▶ AIM OF THE TASK
Gather from the material every line that contains the string "this".

▶ INFORMATION SHOWN
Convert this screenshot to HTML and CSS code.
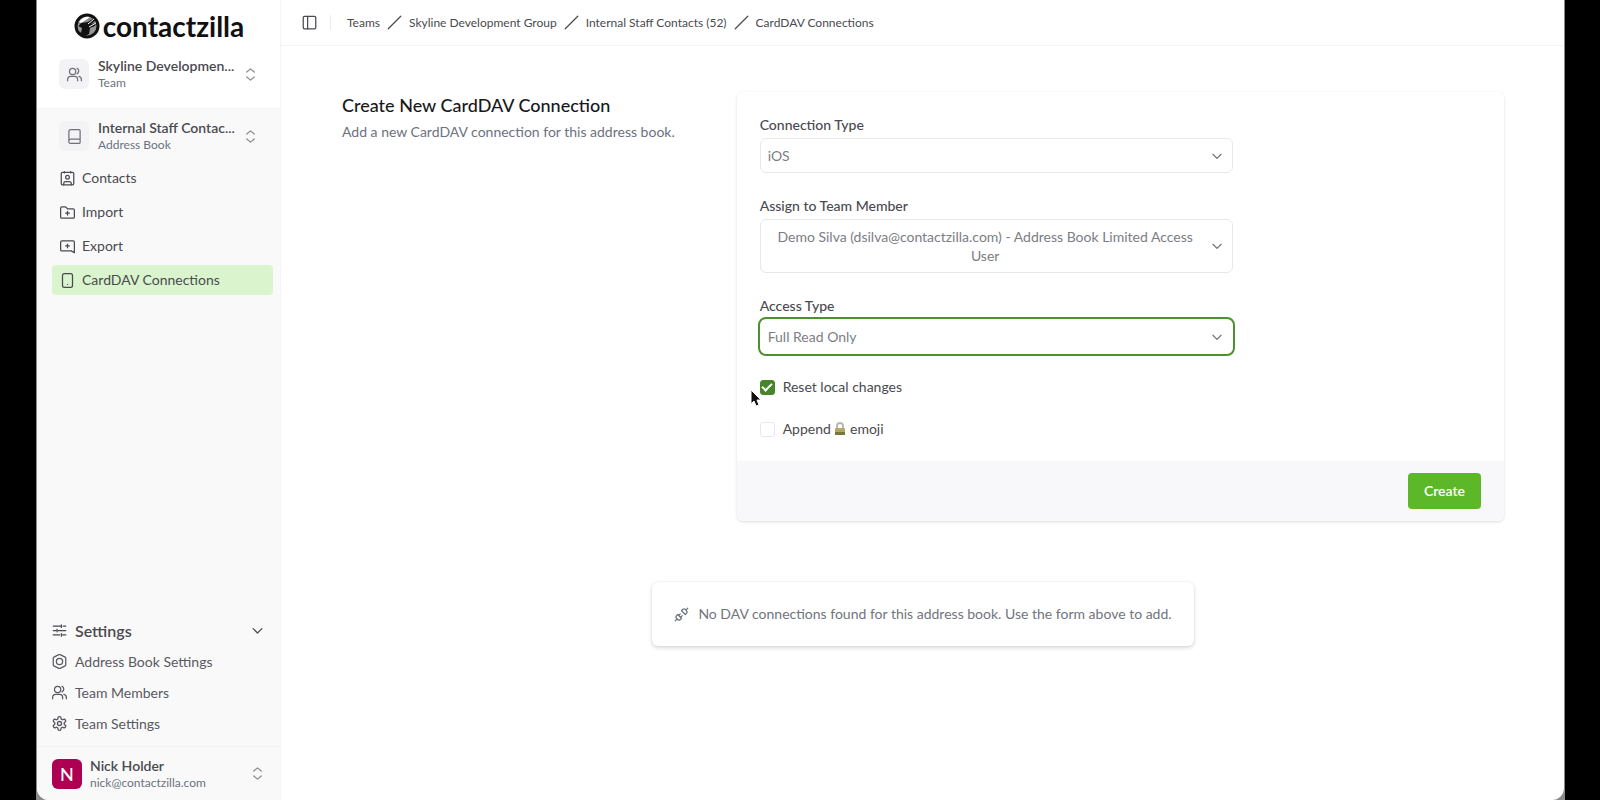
FILE: index.html
```html
<!DOCTYPE html>
<html lang="en">
<head>
  <meta charset="UTF-8">
  <meta name="viewport" content="width=device-width, initial-scale=1">
  <title>CardDAV Connections - Contactzilla</title>
  <link rel="stylesheet" href="styles.css">
</head>
<body>

  <!-- icons -->
  <svg class="sprite" aria-hidden="true">
    <symbol id="users" viewBox="0 0 24 24"><path d="M17 22v-2a5 5 0 0 0-5-5H6a5 5 0 0 0-5 5v2M23 22v-2a5 5 0 0 0-4-5M16 2a5 5 0 0 1 0 9"/><circle cx="9" cy="7" r="5"/></symbol>
    <symbol id="users-round" viewBox="0 0 24 24"><path d="M17 22v-2a5 5 0 0 0-5-5H6a5 5 0 0 0-5 5v2M23 22v-2a5 5 0 0 0-4-5M16 2a5 5 0 0 1 0 9"/><circle cx="9" cy="7" r="5"/></symbol>
    <symbol id="book" viewBox="0 0 24 24"><path d="M3 19V4a3 3 0 0 1 3-3h13a2 2 0 0 1 2 2v18a2 2 0 0 1-2 2H6a3 3 0 0 1-3-4zM3 19a3 3 0 0 1 3-3h15"/></symbol>
    <symbol id="updown" viewBox="0 0 24 24"><path d="m6 8 6-5 6 5M6 16l6 5 6-5"/></symbol>
    <symbol id="down" viewBox="0 0 24 24"><path d="m5 9 7 7 7-7"/></symbol>
    <symbol id="contact" viewBox="0 0 24 24"><rect x="2" y="2" width="20" height="20" rx="2"/><path d="M6 22v-2a3 3 0 0 1 3-3h6a3 3 0 0 1 3 3v2M7 1v2M17 1v2"/><circle cx="12" cy="10" r="3"/></symbol>
    <symbol id="folder-plus" viewBox="0 0 24 24"><path d="M1 5a2 2 0 0 1 2-2h6l3 3h9a2 2 0 0 1 2 2v11a2 2 0 0 1-2 2H3a2 2 0 0 1-2-2zM12 10v6M9 13h6"/></symbol>
    <symbol id="message-plus" viewBox="0 0 24 24"><path d="M23 22 18 19H3a2 2 0 0 1-2-2V5a2 2 0 0 1 2-2h18a2 2 0 0 1 2 2zM12 8v6M9 11h6"/></symbol>
    <symbol id="phone" viewBox="0 0 24 24"><rect x="4" y="1" width="16" height="22" rx="3"/><path d="M12 18h.01"/></symbol>
    <symbol id="sliders" viewBox="0 0 24 24"><path d="M2 5h12M18 5h4M2 12h4M10 12h12M2 19h10M17 19h5M15 3v4M8 10v4M15 17v4"/></symbol>
    <symbol id="nut" viewBox="0 0 24 24"><path d="M22 17V7a2 2 0 0 0-1-2l-8-4a2 2 0 0 0-2 0L3 5a2 2 0 0 0-1 2v10a2 2 0 0 0 1 2l8 4a2 2 0 0 0 2 0l8-4a2 2 0 0 0 1-2z"/><circle cx="12" cy="12" r="5"/></symbol>
    <symbol id="gear" viewBox="1 1 22 22"><path d="M12.22 2h-.44a2 2 0 0 0-2 2v.18a2 2 0 0 1-1 1.73l-.43.25a2 2 0 0 1-2 0l-.15-.08a2 2 0 0 0-2.73.73l-.22.38a2 2 0 0 0 .73 2.73l.15.1a2 2 0 0 1 1 1.72v.51a2 2 0 0 1-1 1.74l-.15.09a2 2 0 0 0-.73 2.73l.22.38a2 2 0 0 0 2.73.73l.15-.08a2 2 0 0 1 2 0l.43.25a2 2 0 0 1 1 1.73V20a2 2 0 0 0 2 2h.44a2 2 0 0 0 2-2v-.18a2 2 0 0 1 1-1.73l.43-.25a2 2 0 0 1 2 0l.15.08a2 2 0 0 0 2.73-.73l.22-.39a2 2 0 0 0-.73-2.73l-.15-.08a2 2 0 0 1-1-1.74v-.5a2 2 0 0 1 1-1.74l.15-.09a2 2 0 0 0 .73-2.73l-.22-.38a2 2 0 0 0-2.73-.73l-.15.08a2 2 0 0 1-2 0l-.43-.25a2 2 0 0 1-1-1.73V4a2 2 0 0 0-2-2z"/><circle cx="12" cy="12" r="3"/></symbol>
    <symbol id="panel" viewBox="0 0 24 24"><rect x="2" y="2" width="20" height="20" rx="2"/><path d="M9 2v20"/></symbol>
    <symbol id="slash" viewBox="0 0 24 24"><path d="M22 2 2 22"/></symbol>
    <symbol id="unplug" viewBox="0 0 24 24"><path d="m19 5 3-3M2 22l3-3M6.3 20.3a2.4 2.4 0 0 0 3.4 0L12 18l-6-6-2.3 2.3a2.4 2.4 0 0 0 0 3.4ZM7.5 13.5 10 11M10.5 16.5 13 14M12 6l6 6 2.3-2.3a2.4 2.4 0 0 0 0-3.4l-2.6-2.6a2.4 2.4 0 0 0-3.4 0Z"/></symbol>
  </svg>

  <div class="desktop">
  <div class="window">

    <aside class="sidebar">
      <div class="sidebar-top">
        <a class="logo" href="#">
          <svg class="logo-mark" viewBox="0 0 24 24" aria-hidden="true">
            <circle cx="12" cy="12" r="11" fill="#8c8c8c" stroke="#111" stroke-width="3"/>
            <path d="M4 8q4-6 11-5l-4 3-5 3z" fill="#fff"/>
            <path d="M6 9l7-1 6-4 2 2-5 4 5-1-1 3-5 2-1 6-6 3-4-3 2-6-3-1z" fill="#111"/>
            <path d="m13 10 6-5M14 13l7-4" stroke="#fff" stroke-width="1"/>
            <path d="M3 12l4 2-1 5q-3-3-3-7zM16 14l5-2q0 5-6 8z" fill="#999"/>
          </svg>
          <span>contactzilla</span>
        </a>
        <button class="switcher" type="button">
          <span class="tile"><svg class="icon"><use href="#users-round"/></svg></span>
          <span class="switcher-text"><strong>Skyline Developmen...</strong><small>Team</small></span>
          <svg class="icon faint"><use href="#updown"/></svg>
        </button>
      </div>

      <button class="switcher" type="button">
        <span class="tile"><svg class="icon"><use href="#book"/></svg></span>
        <span class="switcher-text"><strong>Internal Staff Contac...</strong><small>Address Book</small></span>
        <svg class="icon faint"><use href="#updown"/></svg>
      </button>

      <nav class="nav">
        <a href="#"><svg class="icon"><use href="#contact"/></svg>Contacts</a>
        <a href="#"><svg class="icon"><use href="#folder-plus"/></svg>Import</a>
        <a href="#"><svg class="icon"><use href="#message-plus"/></svg>Export</a>
        <a href="#" class="active"><svg class="icon"><use href="#phone"/></svg>CardDAV Connections</a>
      </nav>

      <nav class="settings">
        <button type="button" class="settings-toggle">
          <svg class="icon"><use href="#sliders"/></svg>
          <span>Settings</span>
          <svg class="icon"><use href="#down"/></svg>
        </button>
        <a href="#"><svg class="icon"><use href="#nut"/></svg>Address Book Settings</a>
        <a href="#"><svg class="icon"><use href="#users"/></svg>Team Members</a>
        <a href="#"><svg class="icon"><use href="#gear"/></svg>Team Settings</a>
      </nav>

      <button class="user" type="button">
        <span class="avatar">N</span>
        <span class="switcher-text"><strong>Nick Holder</strong><small>nick@contactzilla.com</small></span>
        <svg class="icon faint"><use href="#updown"/></svg>
      </button>
    </aside>

    <div class="page">
      <header class="topbar">
        <button class="panel-toggle" type="button" aria-label="Toggle sidebar"><svg class="icon"><use href="#panel"/></svg></button>
        <nav class="breadcrumb">
          <a href="#">Teams</a>
          <svg class="icon"><use href="#slash"/></svg>
          <a href="#">Skyline Development Group</a>
          <svg class="icon"><use href="#slash"/></svg>
          <a href="#">Internal Staff Contacts (52)</a>
          <svg class="icon"><use href="#slash"/></svg>
          <a href="#">CardDAV Connections</a>
        </nav>
      </header>

      <main class="content">
        <section class="create">
          <div class="intro">
            <h1>Create New CardDAV Connection</h1>
            <p>Add a new CardDAV connection for this address book.</p>
          </div>

          <form class="card">
            <div class="card-body">
              <div class="field">
                <label for="type">Connection Type</label>
                <div class="select">
                  <select id="type"><option>iOS</option></select>
                  <svg class="icon"><use href="#down"/></svg>
                </div>
              </div>

              <div class="field">
                <label for="member">Assign to Team Member</label>
                <button id="member" class="member" type="button" aria-haspopup="listbox">
                  <span>Demo Silva (dsilva@contactzilla.com) - Address Book Limited Access User</span>
                  <svg class="icon"><use href="#down"/></svg>
                </button>
              </div>

              <div class="field">
                <label for="access">Access Type</label>
                <div class="select focused">
                  <select id="access"><option>Full Read Only</option></select>
                  <svg class="icon"><use href="#down"/></svg>
                </div>
              </div>

              <div class="check">
                <input type="checkbox" id="reset" checked>
                <label for="reset">Reset local changes</label>
                <svg class="cursor" viewBox="0 0 12 18" aria-hidden="true"><path d="M1 1v14l3-3 2 5 3-1-2-5h4z" fill="#111" stroke="#fff"/></svg>
              </div>
              <div class="check">
                <input type="checkbox" id="append">
                <label for="append">Append
                  <svg class="lock" viewBox="0 0 12 14" role="img" aria-label="lock"><path d="M3 7V4a3 3 0 0 1 6 0v3" fill="none" stroke="#b9baae" stroke-width="2"/><rect x="1" y="6" width="10" height="7" rx="1" fill="#b3a868"/><path d="M1 10h10v3H1z" fill="#76763a"/></svg>
                  emoji</label>
              </div>
            </div>
            <div class="card-footer"><button type="submit">Create</button></div>
          </form>
        </section>

        <div class="empty">
          <svg class="icon"><use href="#unplug"/></svg>
          <p>No DAV connections found for this address book. Use the form above to add.</p>
        </div>
      </main>
    </div>

  </div>
  </div>
</body>
</html>
```
FILE: styles.css
```css
* { box-sizing: border-box; }
body { margin: 0; padding: 0 35px 0 36px; background: #000; color: #4a4a50; font: 14px/20px Lato, sans-serif; }
a { color: inherit; text-decoration: none; }
button { font: inherit; color: inherit; background: none; border: 0; padding: 0; text-align: left; }
h1, p { margin: 0; }
.sprite { position: absolute; width: 0; height: 0; }
.icon { width: 15px; height: 15px; flex: none; fill: none; stroke: currentColor; stroke-width: 2; stroke-linecap: round; stroke-linejoin: round; }
.faint { color: #8b8b92; }

.desktop { background: #8a8a8a; padding: 0 1px; }
.window { display: flex; min-height: 100vh; background: #fff; border-radius: 0 0 12px 12px; overflow: hidden; }

/* sidebar */
.sidebar { width: 244px; flex: none; display: flex; flex-direction: column; background: #f9f9f9; border-right: 1px solid #f4f4f5; }
.sidebar-top { background: #fff; padding: 10px 0 8px; border-bottom: 1px solid #f4f4f5; }
.logo { display: flex; align-items: center; justify-content: center; gap: 4px; height: 32px; margin-bottom: 6px; padding-left: 2px; color: #111; font-size: 28px; font-weight: 700; line-height: 28px; }
.logo-mark { width: 24px; height: 24px; overflow: visible; }
.switcher { display: flex; align-items: center; gap: 9px; width: 100%; height: 52px; padding: 0 22px; }
.sidebar > .switcher { margin-top: 1px; }
.tile { display: flex; align-items: center; justify-content: center; width: 30px; height: 30px; flex: none; border-radius: 6px; background: #f3f3f6; color: #71717a; }
.switcher-text { flex: 1; min-width: 0; }
.switcher-text strong, .switcher-text small { display: block; white-space: nowrap; }
.switcher-text strong { font-size: 14px; font-weight: 600; line-height: 18px; }
.switcher-text small { font-size: 12px; line-height: 16px; color: #6b7280; }
.nav { padding: 1px 7px 0 15px; display: grid; gap: 4px; }
.nav a { display: flex; align-items: center; gap: 7px; height: 30px; padding: 0 8px; border-radius: 4px; }
.nav .active { background: #daf5cd; }
.settings { margin-top: auto; padding: 0 15px 7px; }
.settings a, .settings-toggle { display: flex; align-items: center; gap: 8px; width: 100%; height: 31px; color: #5a5a63; }
.settings-toggle { font-size: 16px; font-weight: 600; color: #4a4a50; }
.settings-toggle span { flex: 1; }
.user { display: flex; align-items: center; gap: 8px; height: 54px; padding: 0 15px; border-top: 1px solid #f1f1f3; }
.avatar { width: 30px; height: 30px; border-radius: 6px; background: #ae0052; color: #fff; font-size: 18px; font-weight: 500; line-height: 30px; text-align: center; }

/* page */
.page { flex: 1; min-width: 0; }
.topbar { display: flex; align-items: center; height: 46px; padding-left: 21px; border-bottom: 1px solid #f4f4f5; font-size: 12px; }
.panel-toggle { display: flex; padding-right: 13px; border-right: 1px solid #ececef; }
.breadcrumb { display: flex; align-items: center; gap: 7px; margin-left: 16px; }
.content { padding: 46px 60px 46px 61px; }
.create { display: grid; grid-template-columns: 1fr 2fr; gap: 11px; }
.intro h1 { color: #18181b; font-size: 18px; font-weight: 500; line-height: 26px; }
.intro p { margin-top: 4px; color: #6b7280; }

.card { border-radius: 6px; overflow: hidden; box-shadow: 0 1px 3px rgba(0, 0, 0, .14); }
.card-body { padding: 23px 23px 22px; }
.field { max-width: 473px; margin-bottom: 23px; }
.field > label { display: block; margin-bottom: 3px; font-weight: 500; }
.select { display: grid; align-items: center; }
.select > * { grid-area: 1 / 1; }
.select .icon, .member .icon { width: 14px; height: 14px; color: #71717a; }
.select .icon { justify-self: end; margin-right: 9px; pointer-events: none; }
.select select, .member { width: 100%; min-height: 35px; border: 1px solid #e8e8eb; border-radius: 6px; background: #fff; color: #7b7d85; font: inherit; }
.select select { padding: 0 32px 0 7px; appearance: none; }
.focused select { outline: 2px solid #4c9130; border-color: #fff; }
.member { display: flex; align-items: center; gap: 8px; padding: 7px 8px; line-height: 19px; text-align: center; }
.member span { flex: 1; }
.check { position: relative; display: flex; align-items: center; gap: 8px; height: 20px; }
.check + .check { margin-top: 22px; }
.check input { appearance: none; display: grid; place-items: center; width: 15px; height: 15px; margin: 0; border: 1px solid #e8e8eb; border-radius: 3px; }
.check input:checked { background: #46852a; border-color: #46852a; }
.check input:checked::after { content: ""; width: 8px; height: 4px; border: solid #fff; border-width: 0 0 2px 2px; transform: rotate(-45deg); margin-bottom: 2px; }
.lock { width: 12px; height: 14px; vertical-align: -2px; }
.cursor { position: absolute; left: -10px; top: 12px; width: 12px; height: 18px; }
.card-footer { display: flex; justify-content: flex-end; padding: 12px 23px; background: #f8f8fa; }
.card-footer button { height: 36px; padding: 0 16px; border-radius: 4px; background: #5cb828; color: #fff; font-weight: 600; }

.empty { display: flex; align-items: center; gap: 9px; width: fit-content; margin: 61px auto 0; padding: 22px; border-radius: 6px; color: #71757e; box-shadow: 0 2px 4px rgba(0, 0, 0, .14), 0 0 2px rgba(0, 0, 0, .1); }
```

▶ ANSWER IN FULL
Convert this screenshot to HTML and CSS code.
            <p>Add a new CardDAV connection for this address book.</p>
          <p>No DAV connections found for this address book. Use the form above to add.</p>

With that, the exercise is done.